A Grant will generally be required unless the deceased’s property consisted only of:

  • Joint assets which pass automatically to the joint owner. We shall need to check the terms upon which joint property was held, in case it passes under the terms of the Will.
  • Property which can be dealt with solely by the production of the Death Certificate (generally chattels and small cash sums in bank and building society accounts).
  • Property which does not pass through the Executors’ or Personal Representatives’ hands such as life policies written in trust.

If a Grant is required we will need to make an application to the Probate Registry. To do this, the Executors
or Personal Representatives have to swear an Oath confirming the personal details of the deceased, the
basis of their legal entitlement to the Grant and the size of the estate.

Before we can make the application we will need to collect details of the deceased’s assets and debts at
the date of death as well as details of any gifts the deceased had made within the 7 years before their
death. Accordingly, we usually ask the Executors or Personal Representatives to bring to the initial meeting
with ourselves, as many of the deceased’s personal papers, statements, bills and such like as are to hand.
We will then collate this information with details of any gifts they had made and advise whether the Inland
Revenue will require a detailed inventory of the Estate, or just an accurate summary of the assets and

The answer to this may depend upon whether the deceased had been married or in a Civil Partnership and
we may ask you to bring in the deceased’s marriage/Civil Partnership certificate and, if the spouse or Civil
Partner has already died, details of their Estate and how it was distributed.

If a full inventory is required, exact date of death figures will be needed which we will obtain by writing to
the various institutions holding the deceased’s assets, producing the Death Certificate as evidence of
death. At the same time, we would make enquiries with the banks to establish whether the deceased held
any documents in their safety deposit boxes.

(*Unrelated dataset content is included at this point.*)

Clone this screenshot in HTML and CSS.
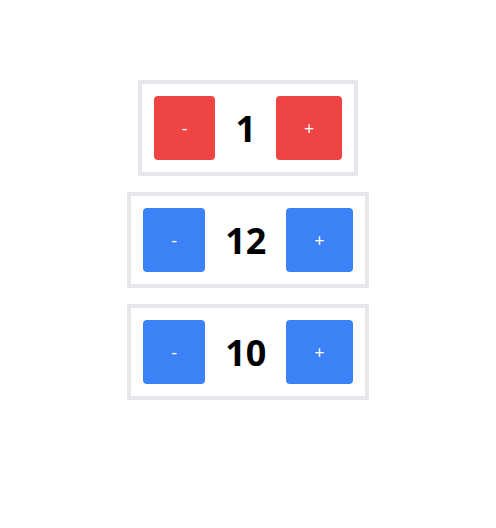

It is imperative that full and exhaustive enquiries are made to identify all of the deceased’s assets and any
gifts made. Failure to do so can lead to the Executor or Personal Representative being personally liable to
the Inland Revenue for a financial penalty and could lead to criminal prosecution.

Obtaining the Grant of Representation

Once we have all the details we will prepare an Inland Revenue Account. This details the deceased’s assets
and liabilities as at the date of death. It will also show whether any Inheritance Tax is payable.

Usually part (if not all) of the Inheritance Tax that is due must be paid before the Grant will be issued.

However, it is only once the Grant is to hand that the assets can be collected in from the institutions. Most
banks and building societies are now prepared to release funds directly to the Inland Revenue to cover an
Inheritance Tax liability. If the deceased held shares in a Stockbroker’s nominee account, it is usually possible
to arrange the sales of shares before the Grant is issued, so that the proceeds can be used to fund the
Inheritance Tax liability.

However, if this is not possible in your situation, it may be necessary to obtain some bridging finance. We are
happy to negotiate with banks in this regard on behalf of the Executors or Personal Representatives. Once the
Inheritance Tax has been paid or the Inland Revenue has confirmed that no tax is due, the Oath can be sworn
and the Grant of Representation can be applied for.

After the Grant

Once a Grant of Representation has been received, the Executors or Personal Representatives will have the legal authority to collect in the assets of the deceased by, for example, closing bank accounts, encashing policies, selling shares and arranging for the deceased’s house and contents to be sold.

Once assets have been gathered, it will be necessary to settle all liabilities and assess whether any claims are likely to be brought against the Estate.

A tax return/tax claim form will have to be completed on behalf of the deceased for the period to the date of death.

The Executors’/Personal Representatives’ income tax and capital gains tax liabilities for the period of the administration of the Estate must also be settled.

Once all creditors have been paid, the balance of the assets can be distributed in accordance with the terms of the Will or the Intestacy Rules.

Deeds of Variation

If substantial assets pass under the Will, or the Intestacy Rules, or by survivorship, to somebody who does not need them, it is possible (under the current Law) to redirect those assets under the terms of a “Deed of Variation”. If this is completed within two years of the date of the deceased’s death, the redirected assets would be treated for future Inheritance Tax purposes as if they never passed to the original beneficiary.

A Deed of Variation could also be used by agreement of the original beneficiaries to reduce or eliminate a tax bill on the deceased’s own estate.

We would be pleased to advise you about this in appropriate cases.


We are happy to provide Executors and Personal Representatives with as much assistance as they require administering the estate correctly. Our level of involvement will be decided upon by the Executors or Personal Representatives and will most likely depend on the complexity and size of the estate, the complexity of the Will or intestacy provisions and the capacity of the Executors or Personal Representatives to deal with matters themselves.